> Objective
Present every line in which the string "TypeScript" appears.

______________________________

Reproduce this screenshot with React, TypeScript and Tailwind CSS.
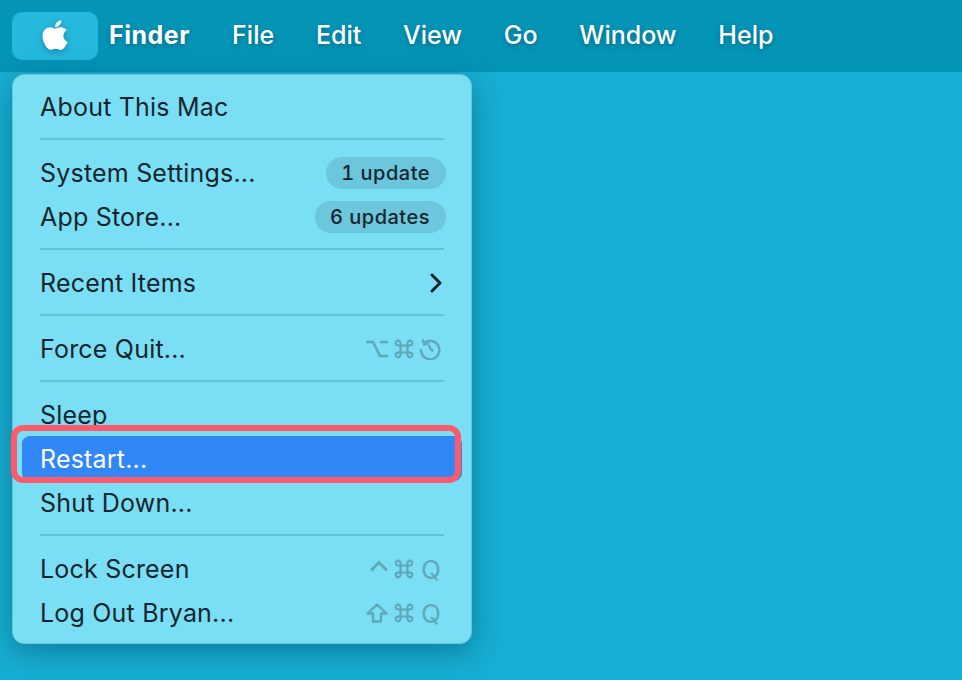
import { FaApple } from "react-icons/fa";

const menuBar = ["File", "Edit", "View", "Go", "Window", "Help"];

function CommandKey() {
  return (
    <svg viewBox="0 0 20 20" className="ml-[6px] mr-[5px] h-5 w-5" fill="none" stroke="currentColor" strokeWidth="2.2">
      <path d="M6.5 6.5h7v7h-7zM6.5 6.5H4.2a2.4 2.4 0 1 1 2.3-2.3zM13.5 6.5V4.2a2.4 2.4 0 1 1 2.3 2.3zM13.5 13.5h2.3a2.4 2.4 0 1 1-2.3 2.3zM6.5 13.5v2.3a2.4 2.4 0 1 1-2.3-2.3z" />
    </svg>
  );
}

function OptionKey() {
  return (
    <svg viewBox="0 0 22 18" className="h-[18px] w-[22px]" fill="none" stroke="currentColor" strokeWidth="2.6">
      <path d="M0 2h7l7 14h8M14 2h8" />
    </svg>
  );
}

function RestartKey() {
  return (
    <svg viewBox="0 0 22 22" className="h-[22px] w-[22px]" fill="none" stroke="currentColor" strokeWidth="2.4">
      <path d="M5 5.2A9.2 9.2 0 1 1 2 11" />
      <path d="M3.6 1.2 5.2 6.4 10.4 5" strokeWidth="2.2" />
      <path d="M9.5 7l2.5 4.5 2.5 1.5" strokeWidth="2.2" />
    </svg>
  );
}

function ControlKey() {
  return (
    <svg viewBox="0 0 18 12" className="mb-[6px] h-3 w-[18px]" fill="none" stroke="currentColor" strokeWidth="3">
      <path d="M1 10.5 9 2.5l8 8" />
    </svg>
  );
}

function ShiftKey() {
  return (
    <svg viewBox="0 0 22 20" className="h-5 w-[22px]" fill="none" stroke="currentColor" strokeWidth="2.4">
      <path d="M11 1.5 1.5 10.5H7V18.5H15V10.5H20.5Z" strokeLinejoin="round" />
    </svg>
  );
}

function Divider() {
  return (
    <div className="flex h-[22px] items-center pb-[2px] pl-[27px] pr-[27px]">
      <div className="h-[2px] w-full bg-[#61c2d9]" />
    </div>
  );
}

function Row({ label, children, active }: { label: string; children?: React.ReactNode; active?: boolean }) {
  return (
    <div
      className={
        active
          ? "mx-[9px] flex h-[44px] items-center justify-between rounded-[8px] bg-[#3287f6] pl-[18px] text-white shadow-[0_-1px_0_#3287f6]"
          : "flex h-[44px] items-center justify-between pl-[27px] pr-[25px]"
      }
    >
      <span className="pt-[2px] tracking-[0.2px]">{label}</span>
      {children}
    </div>
  );
}

function Badge({ wide, children }: { wide?: boolean; children: React.ReactNode }) {
  return (
    <span
      className={
        wide
          ? "flex h-[32px] w-[131px] items-center justify-end rounded-full bg-[#6cc6dc] pr-[16px] text-[20px] font-medium tabular-nums tracking-[0.5px]"
          : "flex h-[32px] w-[120px] items-center justify-end rounded-full bg-[#6cc6dc] pr-[16px] text-[20px] font-medium tabular-nums tracking-[0.5px]"
      }
    >
      {children}
    </span>
  );
}

function Keys({ children }: { children: React.ReactNode }) {
  return <span className="flex items-center pr-[5px] text-[#5fa8ba]">{children}</span>;
}

export default function App() {
  return (
    <div className="relative flex h-[680px] w-[962px] flex-col overflow-hidden bg-[#17afd3] font-['Inter',sans-serif] text-[#15252d]">
      <div className="flex h-[72px] shrink-0 items-start bg-[#0494b6] pl-[12px] pt-[12px] text-[25px] text-white [text-shadow:0_2px_5px_rgba(0,60,80,0.45)]">
        <div className="flex h-[48px] w-[86px] items-center justify-center rounded-[10px] bg-[#25b9de]">
          <FaApple className="mb-[2px] h-[34px] w-[34px] drop-shadow-[0_2px_3px_rgba(0,60,80,0.4)]" />
        </div>
        <div className="flex h-[48px] items-center gap-[41.75px] pl-[11px]">
          <span className="mr-[0.5px] font-bold tracking-[0.5px]">Finder</span>
          {menuBar.map((m) => (
            <span key={m} className="font-medium">
              {m}
            </span>
          ))}
        </div>
      </div>

      <div className="ml-[12px] mt-[2px] h-[570px] w-[460px] rounded-[12px] border border-[#62c5dc] bg-[#7adff5] pt-[10px] text-[25px] shadow-[0_8px_30px_rgba(0,50,70,0.4)]">
        <Row label="About This Mac" />
        <Divider />
        <Row label="System Settings...">
          <Badge>1 update</Badge>
        </Row>
        <Row label="App Store...">
          <Badge wide>6 updates</Badge>
        </Row>
        <Divider />
        <Row label="Recent Items">
          <svg viewBox="0 0 12 20" className="mr-[4px] h-5 w-3" fill="none" stroke="currentColor" strokeWidth="3" strokeLinecap="round" strokeLinejoin="round">
            <path d="M2 2l8 8-8 8" />
          </svg>
        </Row>
        <Divider />
        <Row label="Force Quit...">
          <Keys>
            <OptionKey />
            <CommandKey />
            <RestartKey />
          </Keys>
        </Row>
        <Divider />
        <Row label="Sleep" />
        <Row label="Restart..." active />
        <Row label="Shut Down..." />
        <Divider />
        <Row label="Lock Screen">
          <Keys>
            <ControlKey />
            <CommandKey />
            <span className="w-[22px] text-right text-[26px]">Q</span>
          </Keys>
        </Row>
        <Row label="Log Out Bryan...">
          <Keys>
            <ShiftKey />
            <CommandKey />
            <span className="w-[22px] text-right text-[26px]">Q</span>
          </Keys>
        </Row>
      </div>

      <div className="absolute left-[11px] top-[425px] h-[58px] w-[450px] rounded-[12px] border-[6px] border-[#ff5a6b]" />
    </div>
  );
}
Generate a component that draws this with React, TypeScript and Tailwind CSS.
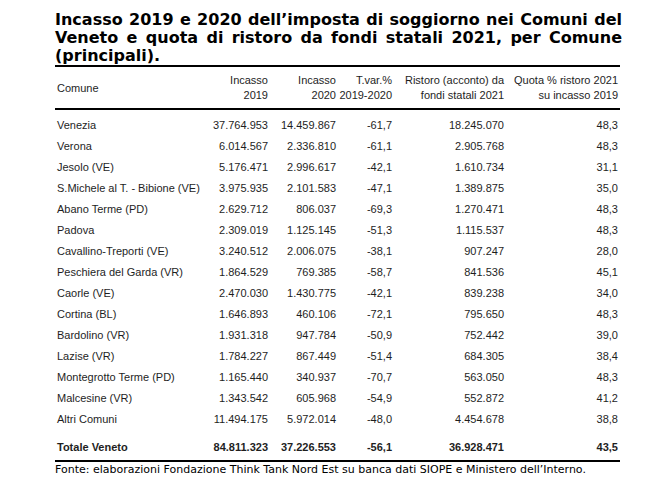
import React from "react";

type Row = [string, string, string, string, string, string];

const rows: Row[] = [
  ["Venezia", "37.764.953", "14.459.867", "-61,7", "18.245.070", "48,3"],
  ["Verona", "6.014.567", "2.336.810", "-61,1", "2.905.768", "48,3"],
  ["Jesolo (VE)", "5.176.471", "2.996.617", "-42,1", "1.610.734", "31,1"],
  ["S.Michele al T. - Bibione (VE)", "3.975.935", "2.101.583", "-47,1", "1.389.875", "35,0"],
  ["Abano Terme (PD)", "2.629.712", "806.037", "-69,3", "1.270.471", "48,3"],
  ["Padova", "2.309.019", "1.125.145", "-51,3", "1.115.537", "48,3"],
  ["Cavallino-Treporti (VE)", "3.240.512", "2.006.075", "-38,1", "907.247", "28,0"],
  ["Peschiera del Garda (VR)", "1.864.529", "769.385", "-58,7", "841.536", "45,1"],
  ["Caorle (VE)", "2.470.030", "1.430.775", "-42,1", "839.238", "34,0"],
  ["Cortina (BL)", "1.646.893", "460.106", "-72,1", "795.650", "48,3"],
  ["Bardolino (VR)", "1.931.318", "947.784", "-50,9", "752.442", "39,0"],
  ["Lazise (VR)", "1.784.227", "867.449", "-51,4", "684.305", "38,4"],
  ["Montegrotto Terme (PD)", "1.165.440", "340.937", "-70,7", "563.050", "48,3"],
  ["Malcesine (VR)", "1.343.542", "605.968", "-54,9", "552.872", "41,2"],
  ["Altri Comuni", "11.494.175", "5.972.014", "-48,0", "4.454.678", "38,8"],
];

const grid = "grid grid-cols-[150px_63px_68px_56px_112px_114px]";

export default function App() {
  return (
    <div className="w-[671px] h-[490px] bg-white pl-[55px] pt-[11px]">
      <div className="w-[567px] font-['DejaVu_Sans',sans-serif] font-bold text-[16px] leading-[18px] text-black">
        <div className="text-justify [text-align-last:justify]">
          Incasso 2019 e 2020 dell’imposta di soggiorno nei Comuni del
        </div>
        <div className="text-justify [text-align-last:justify]">
          Veneto e quota di ristoro da fondi statali 2021, per Comune
        </div>
        <div>(principali).</div>
      </div>
      <div className="w-[565px] font-['Liberation_Sans',Arial,sans-serif] text-[11px] text-[#1e1e1e]">
        <div className={`${grid} border-t-2 border-b-2 border-black pt-[6px] pb-[5px] leading-[15px]`}>
          <div className="self-center pl-[2px]">Comune</div>
          <div className="text-right">Incasso<br />2019</div>
          <div className="text-right">Incasso<br />2020</div>
          <div className="text-right">T.var.%<br />2019-2020</div>
          <div className="text-right">Ristoro (acconto) da<br />fondi statali 2021</div>
          <div className="text-right">Quota % ristoro 2021<br />su incasso 2019</div>
        </div>
        <div className="pt-[5px]">
          {rows.map((r) => (
            <div key={r[0]} className={`${grid} h-[21px] items-center`}>
              <div className="pl-[2px] whitespace-nowrap">{r[0]}</div>
              <div className="text-right">{r[1]}</div>
              <div className="text-right">{r[2]}</div>
              <div className="text-right">{r[3]}</div>
              <div className="text-right">{r[4]}</div>
              <div className="text-right">{r[5]}</div>
            </div>
          ))}
        </div>
        <div className={`${grid} h-[21px] items-center mt-[7px] mb-[2px] font-bold`}>
          <div className="pl-[2px]">Totale Veneto</div>
          <div className="text-right">84.811.323</div>
          <div className="text-right">37.226.553</div>
          <div className="text-right">-56,1</div>
          <div className="text-right">36.928.471</div>
          <div className="text-right">43,5</div>
        </div>
        <div className="border-t-2 border-black" />
      </div>
      <div className="font-['DejaVu_Sans',sans-serif] text-[11px] leading-[13px] text-black pt-[1px]">
        Fonte: elaborazioni Fondazione Think Tank Nord Est su banca dati SIOPE e Ministero dell’Interno.
      </div>
    </div>
  );
}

______________________________

> Written reply
Reproduce this screenshot with React, TypeScript and Tailwind CSS.
Generate a component that draws this with React, TypeScript and Tailwind CSS.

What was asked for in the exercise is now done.